The unique nature of this particular bottle raises the question of where it was made and why it is so different. The answer seems to be that all it has in common with the rest of the coin-bottle group is its subject matter, allowing the possibility that it was made in a different workshop. If the majority were made in a provincial workshop, perhaps in the Guangzhou area, the main trading port for foreigners during the time of their manufacture, what of this exceptional bottle? For a number of reasons we believe it was probably made at an imperial facility and most likely at the palace workshops. After the military occupation in 1759 of the area that was later to become Xinjiang, large quantities of valuable hardstones were imported into China from the region. We may assume that this included crystal, which is part of the bounty of Xinjiang.

During the mid-Qing period, beginning apparently at some time during the second half of the eighteenth century, there was a sudden surge in the production of large and generally flawless crystal vases and other vessels made for the court. It seems reasonable to assume that the impetus for this was provided by the conquest and the enormous flow of raw materials that ensued. Crystal carvings of any size dating from before this large group are surprisingly rare, and flawless examples of any size still rarer. It may be that many of our flawless crystal bottles, often plain for obvious reasons, came from courtly production in the post-1760 period.

The form here also suggests a palace attribution. Remove the coin design, and it is a standard imperial shape with mask-and-ring handles and circular panels on either side, echoed in a variety of imperial arts from the eighteenth century, the panels derived from the circular ‘window’ designs on imperial enamels on metal, glass, and porcelain that evolved from the Kangxi to the end of the Qianlong period and remained a current decorative form for the rest of the Qing dynasty. The hollowing is quite unlike the standard for coin bottles but is typical of the finest of Beijing wares where they have set out to achieve extensive hollowing. It also has the feature of a relatively deep foot area, also typical of the court and an unusual feature for a crystal bottle. The mask handles are precisely what we would expect to find from a courtly workshop. Nor is the subject an unlikely one for the court. Gold and silver Spanish coins minted in the New World were both well known at court and again would have been presented as curiosities. Several are to be found among the large number of small objects collected by successive emperors in individual curio boxes still in the imperial collection in the Palace Museum, Taipei. Such coins may have provided a palace carver with an original to copy, allowing an accurate version like this. If this were the case, then it would tie in with the equally rare glass example in the J & J Collection (Moss, Graham, and Tsang 1993, no. 385), which is similarly accurate. One further possibility is that it is imperial by way of having been made to present to the emperor.

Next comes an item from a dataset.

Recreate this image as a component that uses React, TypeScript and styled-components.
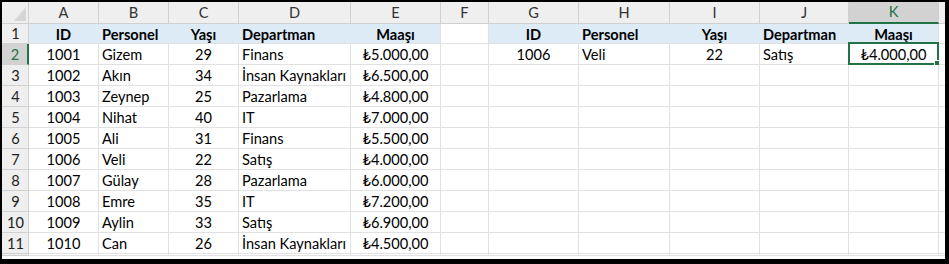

With the imperial love of snuff bottles and the vast numbers that were sent to the court as tribute, it is possible that a local agent would have ordered a crystal coin bottle for the court, in which case it might well be of the finest crystal that could be found and adapted to court taste, with the addition of mask-and-ring handles, perhaps rarely found on the regular local output. We believe, however, that an imperial source is more likely and that it was simply made at the palace workshops accurately copying a coin that found its way into the imperial collection at some time after 1798. This being the case, it demonstrates yet again the continuing standards of excellence at these workshops at the time. It also demonstrates how wary we must be about equating age to quality. Without the date on the coin, there is no doubt that most experts would have attributed this bottle to the Qianlong period, which is obviously out of the question.

For a detailed explanation of the inscriptions and the designs, see Graham 1998.